You could put it in Objects/stringlib.
msg142941 - (view) Author: John O'Connor (jcon) Date: 2011-08-24 22:53
You are right about those lines in particular; 'dubious' as you say.
Though, the point overall was that the general implementation was noticeably
faster (regardless of those smaller changes).

However, I do think that the single check for len == 0 saves time
from do_xstrip where we call _getbuffer().

I see. I must have been trigger happy.

> > diff -r b5ccdf7c032a Python/bltinmodule.c
> > Binary file Python/bltinmodule.c has changed
> Uh, what's this? bltinmodule.c shouldn't be considered a binary file.
> It probably means you added a NUL byte in it by mistake.
> I didn't touch that file at all. I'm not sure what that is. :-P

> Looking at just how similar these 3 implementations are I feel that we
> > could also unify/generalize them into one generic helper implementation
> > and leave the object marshaling up to the type specific methods.
> You could put it in Objects/stringlib.

I figured. I will when I am able to get to it.

- John
msg142942 - (view) Author: John O'Connor (jcon) Date: 2011-08-24 22:57
Antoine Pitrou <> added the comment:

> This looks like a dubious micro-optimization. If len == 0,
> all loops will exit early anyway (same for similar snippets in bytesobject.c and unicodeobject.c).
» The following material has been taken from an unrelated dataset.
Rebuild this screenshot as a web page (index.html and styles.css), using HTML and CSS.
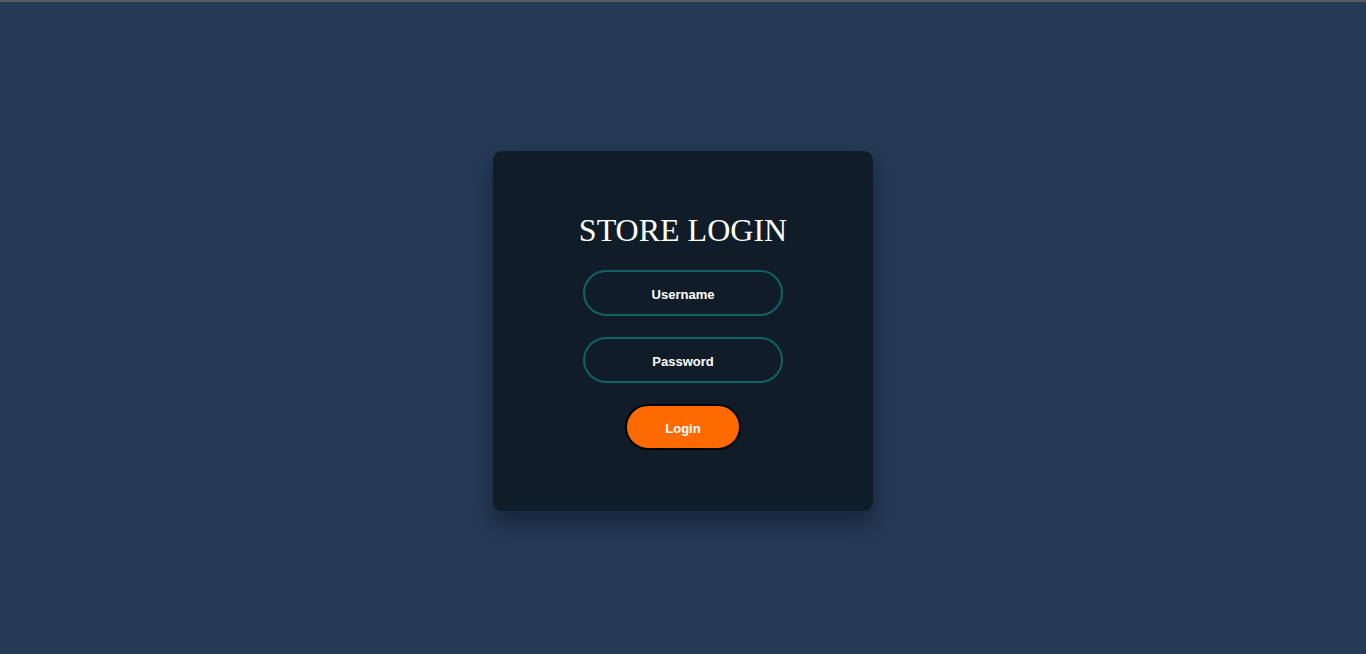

You are right about those lines in particular; 'dubious' as you say. 
Though, the point overall was that the general implementation was noticeably
faster (regardless of those smaller changes). 

However, I do think that the single check for len == 0 saves time particularly
from do_xstrip where we call _getbuffer().

> bytearray objects are mutable, so you can't return the same object without breaking expected semantics. e.g.:

I see. I must have been trigger happy.

> diff -r b5ccdf7c032a Python/bltinmodule.c
> Binary file Python/bltinmodule.c has changed

> Uh, what's this? bltinmodule.c shouldn't be considered a binary file.
> It probably means you added a NUL byte in it by mistake.

I didn't touch that file at all. I'm not sure what that is. :-P

> You could put it in Objects/stringlib.

I figured. I will when I am able to get to it.
msg143822 - (view) Author: John O'Connor (jcon) Date: 2011-09-10 01:05
Moved {l,r,}strip to stringlib as well as the bloom filters from unicodeobject. I think it cleans things up nicely. Now there is one implementation for all 3 types. This patch also improves performance for bytearray and slightly for bytes. I see no delta for unicodeobject.

Added a test case for the mistake I made before (returning inc ref for mutable type).

grep -R couldn't find any other references to _PyUnicode_XStrip so I removed it. Though, someone with better knowledge of this should confirm.
msg144752 - (view) Author: John O'Connor (jcon) Date: 2011-10-01 22:41
The patch no longer applies cleanly. Is there enough interest in this to justify rebasing?
msg144871 - (view) Author: Antoine Pitrou (pitrou) * (Python committer) Date: 2011-10-04 10:40
> The patch no longer applies cleanly. Is there enough interest in this to justify rebasing?

Yes, I think it's worth it.
msg145379 - (view) Author: John O'Connor (jcon) Date: 2011-10-12 00:38
New patch.

Please double check the removal of _PyUnicode_XStrip.
msg145445 - (view) Author: Antoine Pitrou (pitrou) * (Python committer) Date: 2011-10-13 00:20
> Please double check the removal of _PyUnicode_XStrip.

I think it's ok. It is private, undocumented, and the only references
returned by Google Code Search are in Python itself.

I'll review the patch later, thank you.